Une table sur laquelle se chamaillent inutilement critiques modernes et chroniqueurs classiques: la cuisine de Paul Bocuse est un territoire. Point Barre, Fernand et Raymond. Accueil agréable, personne n’a fait remarquer à Mauricette que son chapeau vert est moche. Côté tarifs, on tape dans le haut du panier, ou plutôt dans le haut du sac à main Chanel. Mais on s’en doutait. Menus 165€, 225€ et 260€. Entrées dès 25€, poisson dès 62€, viande dès 63€ et pour rire un peu, fromage blanc faisselle 15€ (urgh) et desserts… 35€! Débarrassés de ces contingences économiques un peu mesquines dans un tel lieu, vous passerez un sacré bon moment. Le mieux étant toutefois de se faire inviter. « La soupe aux truffes noires VGE (plat créé pour l’Elysée en 1975) était obligée. Brûlante, faudrait être prévenu. Lamelles de truffes peu aromatiques, difficile de ressortir une saveur dominante: un peu léger en plaisir. Je m’attendais à trop, et comme un film trop espéré ou un ancien flirt revu: je suis déçu. 15/20 pour 85€. Mauricette ne s’est jamais autant régalée qu’avec l' »escalope de foie gras de canard poêlée, sauce passion ». Précis en tout, produit de grande qualité. Elle sort un 18/20 de sa poche à oursins.
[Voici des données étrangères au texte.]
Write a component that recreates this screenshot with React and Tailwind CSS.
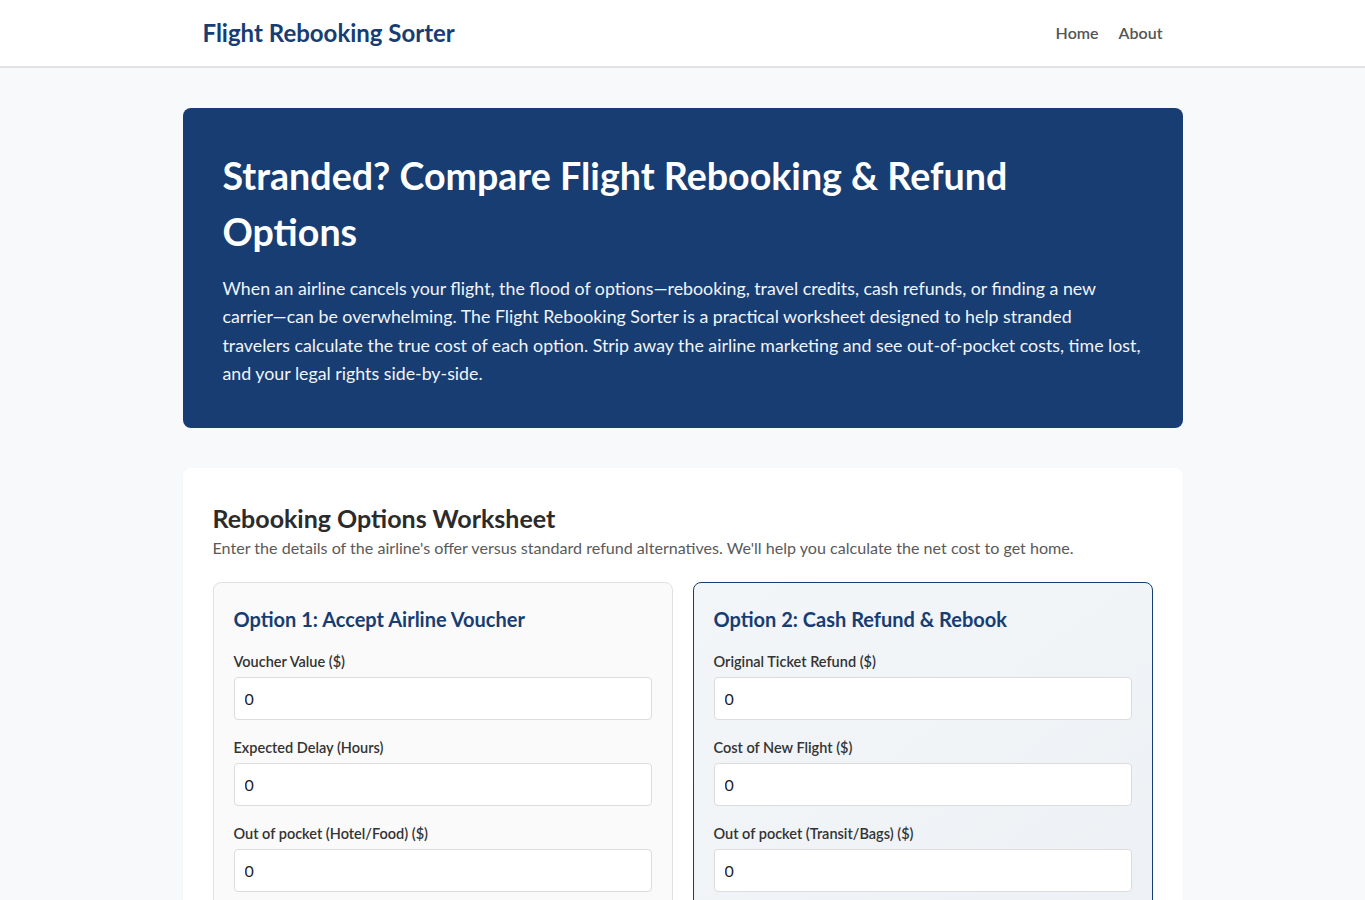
const font = { fontFamily: 'Lato, "Noto Sans", sans-serif' };

function Field({ label }) {
  return (
    <div className="mb-[17px]">
      <label className="block text-[14.5px] leading-[21px] mb-[5px] font-semibold text-[#333]">{label}</label>
      <input
        type="number"
        defaultValue="0"
        className="w-full h-[43px] px-[10px] text-base text-[#222] bg-white border border-[#dcdcdc] rounded-[4px] outline-none"
      />
    </div>
  );
}

export default function App() {
  return (
    <div className="min-h-screen bg-[#f8f9fa] text-[#333]" style={font}>
      {/* Header */}
      <header className="bg-white border-b-2 border-[#e2e2e2]">
        <div className="max-w-[1000px] mx-auto px-5 h-[66px] flex items-center justify-between">
          <a href="#" className="text-2xl font-bold text-[#173d73]">
            Flight Rebooking Sorter
          </a>
          <nav className="flex items-center gap-5">
            <a href="#" className="text-base font-semibold text-[#555]">Home</a>
            <a href="#" className="text-base font-semibold text-[#555]">About</a>
          </nav>
        </div>
      </header>

      <main className="max-w-[1000px] mx-auto pt-10 pb-10">
        {/* Hero */}
        <section className="bg-[#173d73] text-white rounded-lg p-10">
          <h1 className="text-[37.6px] leading-[56px] font-bold mb-[14px]">
            Stranded? Compare Flight Rebooking &amp; Refund Options
          </h1>
          <p className="text-[17.8px] leading-[1.6] text-[#f1f4f8]">
            When an airline cancels your flight, the flood of options—rebooking, travel credits, cash refunds, or finding a new carrier—can be overwhelming. The Flight Rebooking Sorter is a practical worksheet designed to help stranded travelers calculate the true cost of each option. Strip away the airline marketing and see out-of-pocket costs, time lost, and your legal rights side-by-side.
          </p>
        </section>

        {/* Worksheet */}
        <section className="mt-10 bg-white rounded-lg shadow-[0_1px_3px_rgba(0,0,0,0.04)] px-[30px] pt-[35px] pb-[30px]">
          <h2 className="text-[25px] leading-[31px] font-bold text-[#2b2b2b] mb-[2px]">Rebooking Options Worksheet</h2>
          <p className="text-[16.1px] leading-6 text-[#5a5a5a]">
            Enter the details of the airline's offer versus standard refund alternatives. We'll help you calculate the net cost to get home.
          </p>

          <div className="mt-[22px] grid grid-cols-2 gap-5">
            <div className="bg-[#fafafa] border border-[#e0e0e0] rounded-lg px-5 pt-5 pb-2">
              <h3 className="text-[20px] leading-8 font-bold text-[#173d73] mb-4">Option 1: Accept Airline Voucher</h3>
              <Field label="Voucher Value ($)" />
              <Field label="Expected Delay (Hours)" />
              <Field label="Out of pocket (Hotel/Food) ($)" />
            </div>
            <div className="bg-gradient-to-br from-[#f3f6f9] to-[#edf1f5] border border-[#173d73] rounded-lg px-5 pt-5 pb-2">
              <h3 className="text-[20px] leading-8 font-bold text-[#173d73] mb-4">Option 2: Cash Refund &amp; Rebook</h3>
              <Field label="Original Ticket Refund ($)" />
              <Field label="Cost of New Flight ($)" />
              <Field label="Out of pocket (Transit/Bags) ($)" />
            </div>
          </div>
        </section>
      </main>
    </div>
  );
}
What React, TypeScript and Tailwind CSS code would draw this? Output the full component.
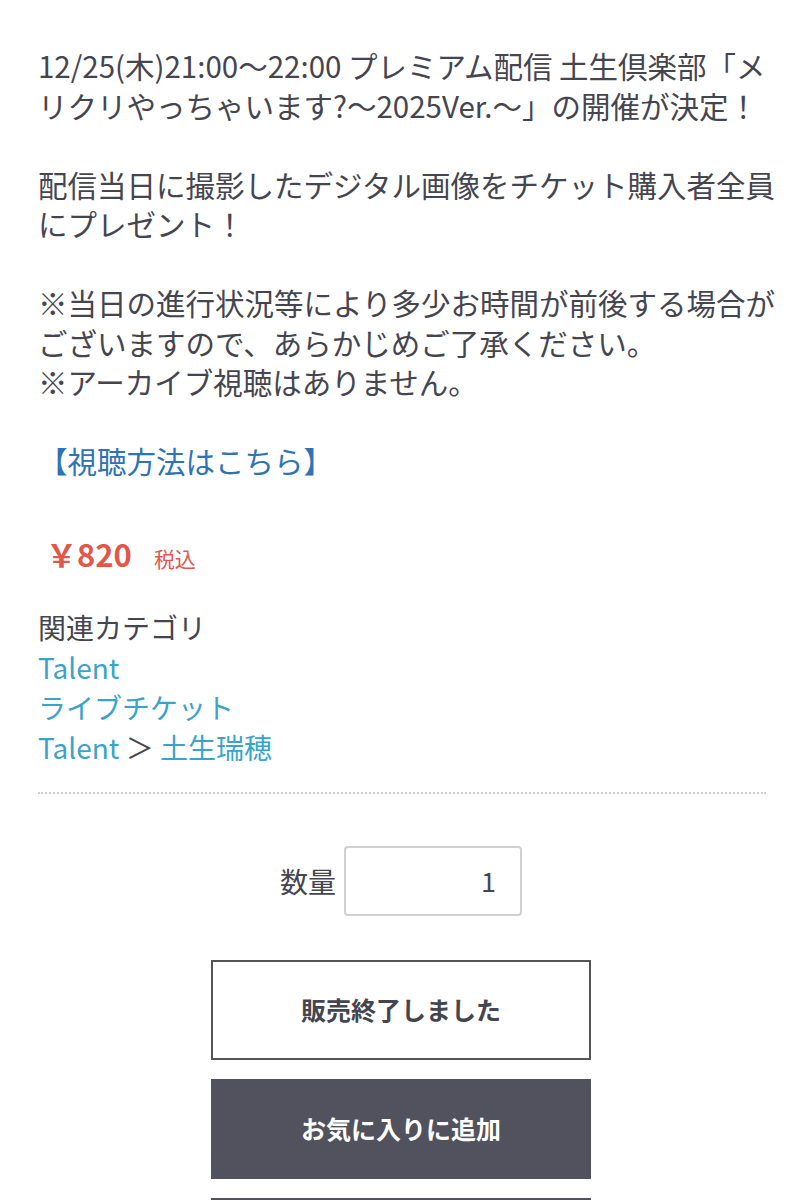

Plat pour deux, c’est prévu au contrat pour 75€ par personne: « loup en croûte feuilletée, sauce Choron ». Du grand art, professeur! Poisson cuit à la perfection, sauce qui donne le tournis (sorte de béarnaise à la tomate) et une diabolique croûte feuilletée, idéale. Avec la dame au chapeau vert, on s’est regardé les yeux humides, comme deux tourtereaux qui convolent. Ensemble: 18/20 (et 150€). Fromages dans la lignée, le meilleur. Très haut niveau de pâtisserie, avec le « gâteau Président Maurice Bernachon », fameux pâtissier lyonnais. Tout en moelleux, chocolat praliné et cerises confites, magnifique: 18/20 et 35€. Quant à Mauricette, c’est le « baba au rhum tradition » qui la surprend, tout aussi étonnant de simplicité que de précision, 17/20 et 35€. L’excellence est aussi dans le service, classe et attentionné. Vins? Un Fronton à 100€ et un Pouilly-Fuissé à 85€. Eau Chateldon à 9€ et café à 6€. Boing. Avec son humour qui ne faire rire qu’elle, Mauricette a dit « à de tels prix, on pourrait manger chez Bocuse ». Bref! Haut-niveau de cuisine, tellement hors des modes avec des recettes identiques depuis bien longtemps… Dans ces conditions, on peut trouver amusant que le Michelin 2016 dégomme une étoile à la maison Loiseau à Saulieu sous prétexte que la cuisine y soit « trop classique ». Bocuse devrait alors en perdre deux.